▶ Data entries
· · · · · · ·
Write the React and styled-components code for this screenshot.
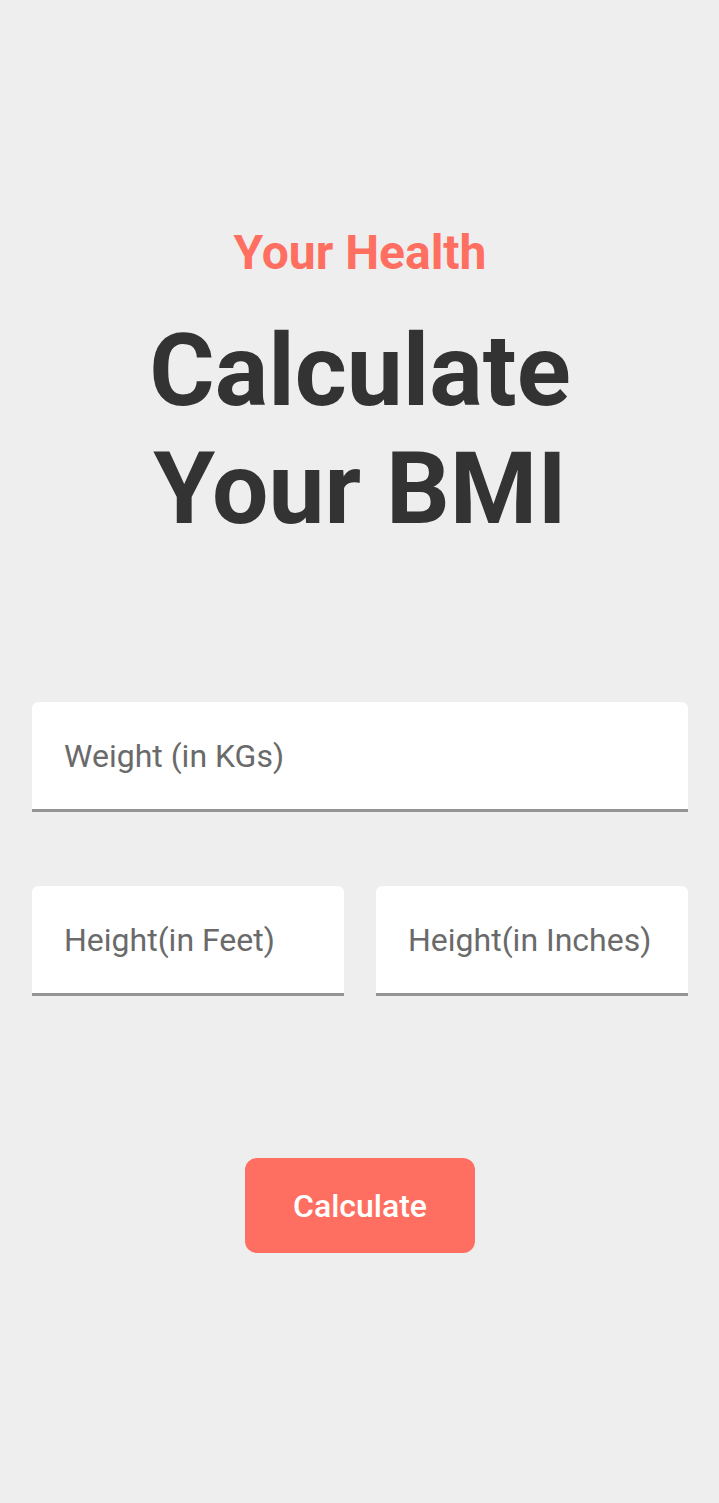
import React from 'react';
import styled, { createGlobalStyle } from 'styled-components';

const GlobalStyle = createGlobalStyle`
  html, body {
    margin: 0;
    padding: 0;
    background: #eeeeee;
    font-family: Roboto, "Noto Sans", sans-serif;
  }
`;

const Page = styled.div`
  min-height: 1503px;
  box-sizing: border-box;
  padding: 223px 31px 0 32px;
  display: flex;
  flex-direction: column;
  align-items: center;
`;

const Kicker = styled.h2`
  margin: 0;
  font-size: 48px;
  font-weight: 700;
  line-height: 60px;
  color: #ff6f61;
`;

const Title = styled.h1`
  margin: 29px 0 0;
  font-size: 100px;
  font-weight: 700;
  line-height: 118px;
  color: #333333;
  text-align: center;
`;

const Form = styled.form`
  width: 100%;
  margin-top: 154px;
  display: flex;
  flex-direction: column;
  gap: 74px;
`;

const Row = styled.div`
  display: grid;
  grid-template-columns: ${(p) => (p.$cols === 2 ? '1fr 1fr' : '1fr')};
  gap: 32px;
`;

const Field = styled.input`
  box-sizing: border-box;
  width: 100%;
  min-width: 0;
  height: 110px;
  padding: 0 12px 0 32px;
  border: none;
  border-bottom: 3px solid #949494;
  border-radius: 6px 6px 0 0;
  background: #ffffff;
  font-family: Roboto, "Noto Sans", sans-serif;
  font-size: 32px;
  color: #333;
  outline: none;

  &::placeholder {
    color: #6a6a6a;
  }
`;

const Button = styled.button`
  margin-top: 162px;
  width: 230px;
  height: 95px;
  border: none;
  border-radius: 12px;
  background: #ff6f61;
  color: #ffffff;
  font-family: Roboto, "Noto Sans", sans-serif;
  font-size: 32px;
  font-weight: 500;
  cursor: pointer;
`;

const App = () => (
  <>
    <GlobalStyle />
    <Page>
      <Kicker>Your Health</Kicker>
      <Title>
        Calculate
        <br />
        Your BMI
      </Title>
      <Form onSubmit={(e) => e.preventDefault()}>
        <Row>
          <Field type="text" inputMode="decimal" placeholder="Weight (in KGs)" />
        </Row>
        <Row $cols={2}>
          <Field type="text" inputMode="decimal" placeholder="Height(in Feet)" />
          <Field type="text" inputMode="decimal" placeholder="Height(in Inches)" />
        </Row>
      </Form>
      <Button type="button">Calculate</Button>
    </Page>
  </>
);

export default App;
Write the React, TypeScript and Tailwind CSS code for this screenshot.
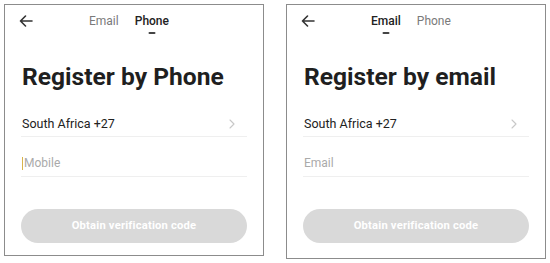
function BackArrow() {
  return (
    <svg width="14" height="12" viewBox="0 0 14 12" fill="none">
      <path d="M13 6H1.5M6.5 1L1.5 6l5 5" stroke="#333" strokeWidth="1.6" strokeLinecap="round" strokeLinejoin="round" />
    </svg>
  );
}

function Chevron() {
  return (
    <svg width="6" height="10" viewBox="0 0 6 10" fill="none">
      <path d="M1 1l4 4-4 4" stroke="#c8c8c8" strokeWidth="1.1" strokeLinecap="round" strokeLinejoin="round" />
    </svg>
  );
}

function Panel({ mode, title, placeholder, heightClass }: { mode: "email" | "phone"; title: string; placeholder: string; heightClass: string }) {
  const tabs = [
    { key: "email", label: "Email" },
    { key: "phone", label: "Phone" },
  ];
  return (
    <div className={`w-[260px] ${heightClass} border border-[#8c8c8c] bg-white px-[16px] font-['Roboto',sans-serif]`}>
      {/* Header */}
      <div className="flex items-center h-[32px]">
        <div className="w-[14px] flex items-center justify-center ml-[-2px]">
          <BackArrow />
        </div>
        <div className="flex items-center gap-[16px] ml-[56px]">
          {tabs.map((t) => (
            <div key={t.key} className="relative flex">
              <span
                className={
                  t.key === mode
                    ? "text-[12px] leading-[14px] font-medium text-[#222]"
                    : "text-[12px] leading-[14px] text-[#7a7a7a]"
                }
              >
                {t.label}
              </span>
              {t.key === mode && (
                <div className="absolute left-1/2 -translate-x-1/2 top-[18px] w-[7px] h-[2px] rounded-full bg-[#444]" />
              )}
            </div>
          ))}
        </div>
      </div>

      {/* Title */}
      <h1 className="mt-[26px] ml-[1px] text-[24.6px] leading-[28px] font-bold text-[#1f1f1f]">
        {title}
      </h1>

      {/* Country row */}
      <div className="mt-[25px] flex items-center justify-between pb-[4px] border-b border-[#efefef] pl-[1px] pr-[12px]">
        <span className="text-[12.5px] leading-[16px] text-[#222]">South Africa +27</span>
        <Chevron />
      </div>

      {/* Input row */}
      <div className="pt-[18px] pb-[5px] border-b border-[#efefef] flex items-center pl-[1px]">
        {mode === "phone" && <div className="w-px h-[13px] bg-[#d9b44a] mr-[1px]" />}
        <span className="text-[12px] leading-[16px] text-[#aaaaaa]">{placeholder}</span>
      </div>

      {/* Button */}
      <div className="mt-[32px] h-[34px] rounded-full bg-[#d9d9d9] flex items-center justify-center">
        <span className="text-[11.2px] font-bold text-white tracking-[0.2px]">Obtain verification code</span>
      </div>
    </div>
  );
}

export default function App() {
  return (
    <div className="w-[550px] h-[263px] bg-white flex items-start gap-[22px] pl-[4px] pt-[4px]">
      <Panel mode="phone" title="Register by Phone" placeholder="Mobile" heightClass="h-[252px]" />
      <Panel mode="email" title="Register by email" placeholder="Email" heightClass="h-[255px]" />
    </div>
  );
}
· · · · · · ·
▶ Exercise instructions
Above are records to transcribe exactly; leave their pictures out.

▶ Output of the task
Write the React and styled-components code for this screenshot.
import React from 'react';
import styled, { createGlobalStyle } from 'styled-components';

const GlobalStyle = createGlobalStyle`
  html, body {
    margin: 0;
    padding: 0;
    background: #eeeeee;
    font-family: Roboto, "Noto Sans", sans-serif;
  }
`;

const Page = styled.div`
  min-height: 1503px;
  box-sizing: border-box;
  padding: 223px 31px 0 32px;
  display: flex;
  flex-direction: column;
  align-items: center;
`;

const Kicker = styled.h2`
  margin: 0;
  font-size: 48px;
  font-weight: 700;
  line-height: 60px;
  color: #ff6f61;
`;

const Title = styled.h1`
  margin: 29px 0 0;
  font-size: 100px;
  font-weight: 700;
  line-height: 118px;
  color: #333333;
  text-align: center;
`;

const Form = styled.form`
  width: 100%;
  margin-top: 154px;
  display: flex;
  flex-direction: column;
  gap: 74px;
`;

const Row = styled.div`
  display: grid;
  grid-template-columns: ${(p) => (p.$cols === 2 ? '1fr 1fr' : '1fr')};
  gap: 32px;
`;

const Field = styled.input`
  box-sizing: border-box;
  width: 100%;
  min-width: 0;
  height: 110px;
  padding: 0 12px 0 32px;
  border: none;
  border-bottom: 3px solid #949494;
  border-radius: 6px 6px 0 0;
  background: #ffffff;
  font-family: Roboto, "Noto Sans", sans-serif;
  font-size: 32px;
  color: #333;
  outline: none;

  &::placeholder {
    color: #6a6a6a;
  }
`;

const Button = styled.button`
  margin-top: 162px;
  width: 230px;
  height: 95px;
  border: none;
  border-radius: 12px;
  background: #ff6f61;
  color: #ffffff;
  font-family: Roboto, "Noto Sans", sans-serif;
  font-size: 32px;
  font-weight: 500;
  cursor: pointer;
`;

const App = () => (
  <>
    <GlobalStyle />
    <Page>
      <Kicker>Your Health</Kicker>
      <Title>
        Calculate
        <br />
        Your BMI
      </Title>
      <Form onSubmit={(e) => e.preventDefault()}>
        <Row>
          <Field type="text" inputMode="decimal" placeholder="Weight (in KGs)" />
        </Row>
        <Row $cols={2}>
          <Field type="text" inputMode="decimal" placeholder="Height(in Feet)" />
          <Field type="text" inputMode="decimal" placeholder="Height(in Inches)" />
        </Row>
      </Form>
      <Button type="button">Calculate</Button>
    </Page>
  </>
);

export default App;
Write the React, TypeScript and Tailwind CSS code for this screenshot.
function BackArrow() {
  return (
    <svg width="14" height="12" viewBox="0 0 14 12" fill="none">
      <path d="M13 6H1.5M6.5 1L1.5 6l5 5" stroke="#333" strokeWidth="1.6" strokeLinecap="round" strokeLinejoin="round" />
    </svg>
  );
}

function Chevron() {
  return (
    <svg width="6" height="10" viewBox="0 0 6 10" fill="none">
      <path d="M1 1l4 4-4 4" stroke="#c8c8c8" strokeWidth="1.1" strokeLinecap="round" strokeLinejoin="round" />
    </svg>
  );
}

function Panel({ mode, title, placeholder, heightClass }: { mode: "email" | "phone"; title: string; placeholder: string; heightClass: string }) {
  const tabs = [
    { key: "email", label: "Email" },
    { key: "phone", label: "Phone" },
  ];
  return (
    <div className={`w-[260px] ${heightClass} border border-[#8c8c8c] bg-white px-[16px] font-['Roboto',sans-serif]`}>
      {/* Header */}
      <div className="flex items-center h-[32px]">
        <div className="w-[14px] flex items-center justify-center ml-[-2px]">
          <BackArrow />
        </div>
        <div className="flex items-center gap-[16px] ml-[56px]">
          {tabs.map((t) => (
            <div key={t.key} className="relative flex">
              <span
                className={
                  t.key === mode
                    ? "text-[12px] leading-[14px] font-medium text-[#222]"
                    : "text-[12px] leading-[14px] text-[#7a7a7a]"
                }
              >
                {t.label}
              </span>
              {t.key === mode && (
                <div className="absolute left-1/2 -translate-x-1/2 top-[18px] w-[7px] h-[2px] rounded-full bg-[#444]" />
              )}
            </div>
          ))}
        </div>
      </div>

      {/* Title */}
      <h1 className="mt-[26px] ml-[1px] text-[24.6px] leading-[28px] font-bold text-[#1f1f1f]">
        {title}
      </h1>

      {/* Country row */}
      <div className="mt-[25px] flex items-center justify-between pb-[4px] border-b border-[#efefef] pl-[1px] pr-[12px]">
        <span className="text-[12.5px] leading-[16px] text-[#222]">South Africa +27</span>
        <Chevron />
      </div>

      {/* Input row */}
      <div className="pt-[18px] pb-[5px] border-b border-[#efefef] flex items-center pl-[1px]">
        {mode === "phone" && <div className="w-px h-[13px] bg-[#d9b44a] mr-[1px]" />}
        <span className="text-[12px] leading-[16px] text-[#aaaaaa]">{placeholder}</span>
      </div>

      {/* Button */}
      <div className="mt-[32px] h-[34px] rounded-full bg-[#d9d9d9] flex items-center justify-center">
        <span className="text-[11.2px] font-bold text-white tracking-[0.2px]">Obtain verification code</span>
      </div>
    </div>
  );
}

export default function App() {
  return (
    <div className="w-[550px] h-[263px] bg-white flex items-start gap-[22px] pl-[4px] pt-[4px]">
      <Panel mode="phone" title="Register by Phone" placeholder="Mobile" heightClass="h-[252px]" />
      <Panel mode="email" title="Register by email" placeholder="Email" heightClass="h-[255px]" />
    </div>
  );
}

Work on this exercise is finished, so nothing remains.